C’est ce que Lacan avance lorsque –soucieux d’une certaine démonstration et de sa transmissibilité- nous dit que cela ne peut être « certain et transmissible que du discours hystérique. C’est même en quoi, dit-il, s’y manifeste un réel proche du discours scientifique »[11].

De cette façon, Lacan franchit le Rubicon, celui de la structure des types cliniques, là où « ce qui relève de la même structure, n’a pas forcément le même sens »[12].

 

« Il n’y a d’analyse que du particulier »[13]

Nous reprenons ainsi à notre compte cette autre assertion, logique, de Lacan, qui porte à son point vif la spécificité de notre tâche dans l’analyse, que ce soit chez l’hystérique ou l’obsessionnel, ce n’est pas du « sens unique que procède la structure, et surtout pas quand elle atteint au discours »[14] mais « qu’il n’y a de communication dans l’analyse que par une voie qui transcende le sens, celle qui procède de la supposition d’un sujet au savoir inconscient, soit au chiffrage »[15]

 

Le « Sujet-Supposé-Savoir » ou l’Autre nom du hors-sens

« C’est de l’amour qui s’adresse au savoir »[16] affirme Lacan. Ce n’est pas le désir même si Freud a parlé de la Wisstrieb, la fameuse pulsion épistémophilique ; pour Lacan il n’y a pas de désir de savoir mais un « je n’en veux rien savoir » qui est fondateur selon lui de la « passion » pour « l’ignorance »[17]. Ca ne peut donc, dans cette veine, être le sens « qui fait entrée dans la matrice du discours, (…) mais le signe »[18]. Lacan pointe là les psychanalystes pour leur rappeler que le sens, précisément ne fait aucun savoir, pas plus que l’interprétation qui prendrait appui sur ce dernier.

En revanche, « Ce qu’ils ont à savoir, c’est qu’il y en a un de savoir qui ne calcule pas, mais qui n’en travaille pas moins pour la jouissance », le signifiant. « C’est le seul point dont le discours analytique a à se brancher sur la science, mais si l’inconscient témoigne d’un réel qui lui soit propre, c’est inversement là notre chance d’élucider comment le langage véhicule dans le nombre le réel dont la science s’élabore »[19].

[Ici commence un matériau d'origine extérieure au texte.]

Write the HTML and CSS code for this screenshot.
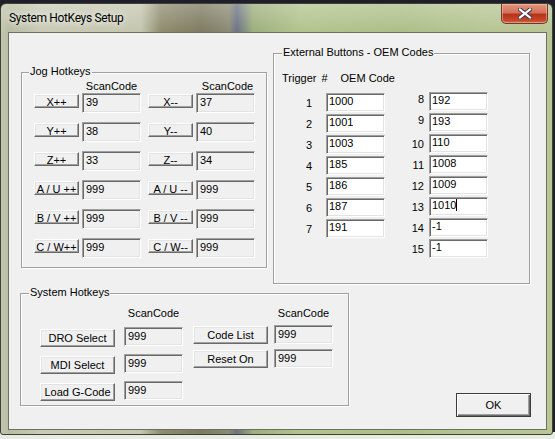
FILE: index.html
```html
<!DOCTYPE html>
<html>
<head>
<meta charset="utf-8">
<link rel="stylesheet" href="styles.css">
</head>
<body>
<div class="window">
  <div class="titlebar">
    <span class="title">System HotKeys Setup</span>
    <div class="close">
      <svg width="14" height="11" viewBox="0 0 14 11">
        <path d="M2 1.5 L12 9.5 M12 1.5 L2 9.5" stroke="#3c4050" stroke-width="4.2" stroke-linecap="square" fill="none"/>
        <path d="M2 1.5 L12 9.5 M12 1.5 L2 9.5" stroke="#ffffff" stroke-width="2.2" stroke-linecap="square" fill="none"/>
      </svg>
    </div>
  </div>
  <div class="client">
    <div class="top-row">
      <div class="group jog">
        <span class="legend">Jog Hotkeys</span>
        <div class="jog-head"><span class="h1">ScanCode</span><span class="h2">ScanCode</span></div>
        <div class="jog-rows">
          <div class="jrow">
            <div class="pair"><button class="btn jbtn">X++</button><div class="field">39</div></div>
            <div class="pair"><button class="btn jbtn">X--</button><div class="field">37</div></div>
          </div>
          <div class="jrow">
            <div class="pair"><button class="btn jbtn">Y++</button><div class="field">38</div></div>
            <div class="pair"><button class="btn jbtn">Y--</button><div class="field">40</div></div>
          </div>
          <div class="jrow">
            <div class="pair"><button class="btn jbtn">Z++</button><div class="field">33</div></div>
            <div class="pair"><button class="btn jbtn">Z--</button><div class="field">34</div></div>
          </div>
          <div class="jrow">
            <div class="pair"><button class="btn jbtn">A / U ++</button><div class="field">999</div></div>
            <div class="pair"><button class="btn jbtn">A / U --</button><div class="field">999</div></div>
          </div>
          <div class="jrow">
            <div class="pair"><button class="btn jbtn">B / V ++</button><div class="field">999</div></div>
            <div class="pair"><button class="btn jbtn">B / V --</button><div class="field">999</div></div>
          </div>
          <div class="jrow">
            <div class="pair"><button class="btn jbtn">C / W++</button><div class="field">999</div></div>
            <div class="pair"><button class="btn jbtn">C / W--</button><div class="field">999</div></div>
          </div>
        </div>
      </div>
      <div class="group ext">
        <span class="legend">External Buttons - OEM Codes</span>
        <div class="ext-head"><span>Trigger</span><span class="hash">#</span><span class="oem">OEM Code</span></div>
        <div class="ext-cols">
          <div class="ecol ecol1">
            <div class="erow"><span class="num">1</span><div class="field white">1000</div></div>
            <div class="erow"><span class="num">2</span><div class="field white">1001</div></div>
            <div class="erow"><span class="num">3</span><div class="field white">1003</div></div>
            <div class="erow"><span class="num">4</span><div class="field white">185</div></div>
            <div class="erow"><span class="num">5</span><div class="field white">186</div></div>
            <div class="erow"><span class="num">6</span><div class="field white">187</div></div>
            <div class="erow"><span class="num">7</span><div class="field white">191</div></div>
          </div>
          <div class="ecol ecol2">
            <div class="erow"><span class="num up">8</span><div class="field white">192</div></div>
            <div class="erow"><span class="num up">9</span><div class="field white">193</div></div>
            <div class="erow"><span class="num">10</span><div class="field white">110</div></div>
            <div class="erow"><span class="num">11</span><div class="field white">1008</div></div>
            <div class="erow"><span class="num">12</span><div class="field white">1009</div></div>
            <div class="erow"><span class="num">13</span><div class="field white"><span class="caret">1010</span></div></div>
            <div class="erow"><span class="num">14</span><div class="field white">-1</div></div>
            <div class="erow"><span class="num">15</span><div class="field white">-1</div></div>
          </div>
        </div>
      </div>
    </div>
    <div class="bottom-row">
      <div class="group sys">
        <span class="legend">System Hotkeys</span>
        <div class="sys-body">
          <div class="sgrid s1">
            <span></span><span class="shead">ScanCode</span>
            <button class="btn sbtn">DRO Select</button><div class="field">999</div>
            <button class="btn sbtn">MDI Select</button><div class="field">999</div>
            <button class="btn sbtn">Load G-Code</button><div class="field">999</div>
          </div>
          <div class="sgrid s2">
            <span></span><span class="shead">ScanCode</span>
            <button class="btn sbtn">Code List</button><div class="field">999</div>
            <button class="btn sbtn">Reset On</button><div class="field">999</div>
          </div>
        </div>
      </div>
      <button class="btn ok">OK</button>
    </div>
  </div>
</div>
</body>
</html>
```
FILE: styles.css
```css
html, body {
  margin: 0;
  padding: 0;
}
body {
  width: 555px;
  height: 439px;
  overflow: hidden;
  background: linear-gradient(to bottom, #1e1f2a 0, #1e1f2a 432px, #e6ece4 432px, #e6ece4 100%);
  font-family: "Liberation Sans", Arial, sans-serif;
  font-size: 11px;
  color: #000;
}
.window {
  box-sizing: border-box;
  width: 553px;
  height: 432px;
  margin-top: 3px;
  border: 1px solid #3d4232;
  border-radius: 6px 6px 3px 3px;
  padding: 0 5px 4px 7px;
  display: flex;
  flex-direction: column;
  background:
    linear-gradient(to bottom, rgba(255,255,255,0.25) 0, rgba(255,255,255,0) 28px),
    linear-gradient(to right, #c3c6b0 0, #b9bda2 8px, #c9cbb6 40px, #c4c6ae 140px, #8f8c6e 160px, #7d7a60 200px, #8b8a75 228px, #6c7286 236px, #9caf7c 252px, #b2c48d 300px, #adbf88 400px, #b5c592 480px, #b7c694 553px);
}
.titlebar {
  height: 28px;
  display: flex;
  justify-content: space-between;
  align-items: flex-start;
  flex: none;
}
.title {
  font-family: Roboto, "Noto Sans", sans-serif;
  font-size: 12px;
  letter-spacing: -0.35px;
  line-height: 16px;
  margin-top: 6px;
  padding-left: 1px;
  color: #000;
  text-shadow: 0 0 6px rgba(255,255,255,0.9), 0 0 10px rgba(255,255,255,0.6);
}
.close {
  box-sizing: border-box;
  width: 47px;
  height: 20px;
  margin-right: -1px;
  border: 1px solid #6b3a2c;
  border-top: none;
  border-radius: 0 0 5px 5px;
  background: linear-gradient(to bottom, #e4977e 0, #d5705a 45%, #b8321a 55%, #c4462a 85%, #dc6a44 100%);
  box-shadow: inset 0 0 0 1px rgba(255,210,190,0.45);
  display: flex;
  align-items: center;
  justify-content: center;
}
.close svg {
  display: block;
}
.client {
  box-sizing: border-box;
  width: 539px;
  height: 398px;
  border: 1px solid #6c7260;
  background: #f0f0f0;
  padding-top: 20px;
}
.top-row {
  display: flex;
  align-items: flex-start;
}
.bottom-row {
  display: flex;
  align-items: flex-start;
  margin-top: 9px;
}
.group {
  position: relative;
  box-sizing: border-box;
  border: 1px solid #a0a0a0;
  box-shadow: inset 1px 1px 0 #fff, 1px 1px 0 #fff;
}
.legend {
  position: absolute;
  top: -8px;
  line-height: 13px;
  background: #f0f0f0;
  padding: 0 1px;
  white-space: nowrap;
}
.jog {
  margin-left: 12px;
  margin-top: 19px;
  width: 246px;
  height: 196px;
}
.jog .legend { left: 7px; }
.jog-head {
  display: flex;
  padding-top: 7px;
  padding-left: 12px;
  height: 13px;
  line-height: 13px;
}
.jog-head span {
  width: 59px;
  text-align: center;
}
.jog-head .h1 { margin-left: 48px; }
.jog-head .h2 { margin-left: 57px; }
.jog-rows {
  margin-left: 12px;
  display: flex;
  flex-direction: column;
  gap: 9px;
}
.jrow {
  display: flex;
  gap: 7px;
}
.pair {
  display: flex;
  gap: 3px;
  align-items: flex-start;
}
.btn {
  box-sizing: border-box;
  font-family: "Liberation Sans", Arial, sans-serif;
  font-size: 11px;
  color: #000;
  padding: 0;
  margin: 0;
  background: #f0f0f0;
  border: 1px solid;
  border-color: #fff #696969 #696969 #fff;
  box-shadow: inset -1px -1px 0 #a0a0a0, inset 1px 1px 0 #e3e3e3;
  white-space: nowrap;
  cursor: default;
}
.jbtn {
  width: 45px;
  height: 14px;
  margin-top: 1px;
  line-height: 12px;
  padding-top: 1px;
  overflow: visible;
}
.field {
  box-sizing: border-box;
  width: 59px;
  height: 20px;
  border: 1px solid;
  border-color: #a0a0a0 #fff #fff #a0a0a0;
  box-shadow: inset 1px 1px 0 #696969, inset -1px -1px 0 #e3e3e3;
  background: #f0f0f0;
  padding-left: 3px;
  line-height: 17px;
  white-space: nowrap;
}
.field.white {
  background: #fff;
  height: 19px;
  padding-left: 2px;
  line-height: 15px;
}
.caret {
  border-right: 1px solid #000;
}
.ext {
  margin-left: 6px;
  width: 257px;
  height: 231px;
}
.ext .legend { left: 8px; }
.ext-head {
  display: flex;
  padding-left: 8px;
  margin-top: 18px;
  height: 13px;
  line-height: 13px;
}
.ext-head .hash { margin-left: 5px; }
.ext-head .oem { margin-left: 13px; }
.ext-cols {
  display: flex;
  align-items: flex-start;
  margin-top: 8px;
}
.ecol {
  display: flex;
  flex-direction: column;
  gap: 2px;
}
.erow {
  display: flex;
  align-items: center;
  height: 19px;
}
.num {
  text-align: right;
  line-height: 13px;
  padding-top: 2px;
}
.num.up {
  padding-top: 0;
  margin-top: -4px;
}
.ecol1 .num { width: 38px; margin-right: 14px; }
.ecol2 { margin-left: 20px; margin-top: -1px; }
.ecol2 .num { width: 19px; margin-right: 5px; }
.sys {
  margin-left: 11px;
  width: 329px;
  height: 113px;
}
.sys .legend { left: 8px; }
.sys-body {
  display: flex;
  align-items: flex-start;
  padding-left: 19px;
  padding-top: 13px;
}
.sgrid {
  display: grid;
  grid-template-columns: 75px 59px;
  align-items: start;
}
.s1 { column-gap: 9px; row-gap: 7px; }
.s2 { column-gap: 6px; row-gap: 5px; margin-left: 10px; }
.shead {
  line-height: 13px;
  text-align: center;
}
.s1 .field, .s2 .field { height: 19px; line-height: 16px; }
.sbtn {
  width: 75px;
  height: 18px;
  line-height: 15px;
}
.s1 .sbtn { margin-top: 2px; }
.s2 .sbtn { margin-top: 1px; }
.ok {
  margin-left: 107px;
  margin-top: 100px;
  width: 75px;
  height: 24px;
  border: 1px solid #3c3c3c;
  box-shadow: inset 1px 1px 0 #fff, inset -1px -1px 0 #696969, inset -2px -2px 0 #a0a0a0;
  line-height: 21px;
}
```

Comment alors rendre transmissible ce qui ne cesse pas de ne pas s’écrire ?

 
Il n’y a de psychanalyse qu’hors sens

 
Lacan répond par ce qui fait le réel en question, c’est-à-dire impossible, par où doit répondre la contingence même « qu’un réel s’atteste qui, pour ne pas en être mieux fondé, soit transmissible par la fuite à quoi répond tout discours »[20].

Ce qui entraîne ici au moins deux conséquences :

1)      qu’il n’y a d’analyse qu’hors sens et, qu’en ce sens,

2)       il n’y a pas de transmission en psychanalyse, le désir de l’analyste ne se transmet pas.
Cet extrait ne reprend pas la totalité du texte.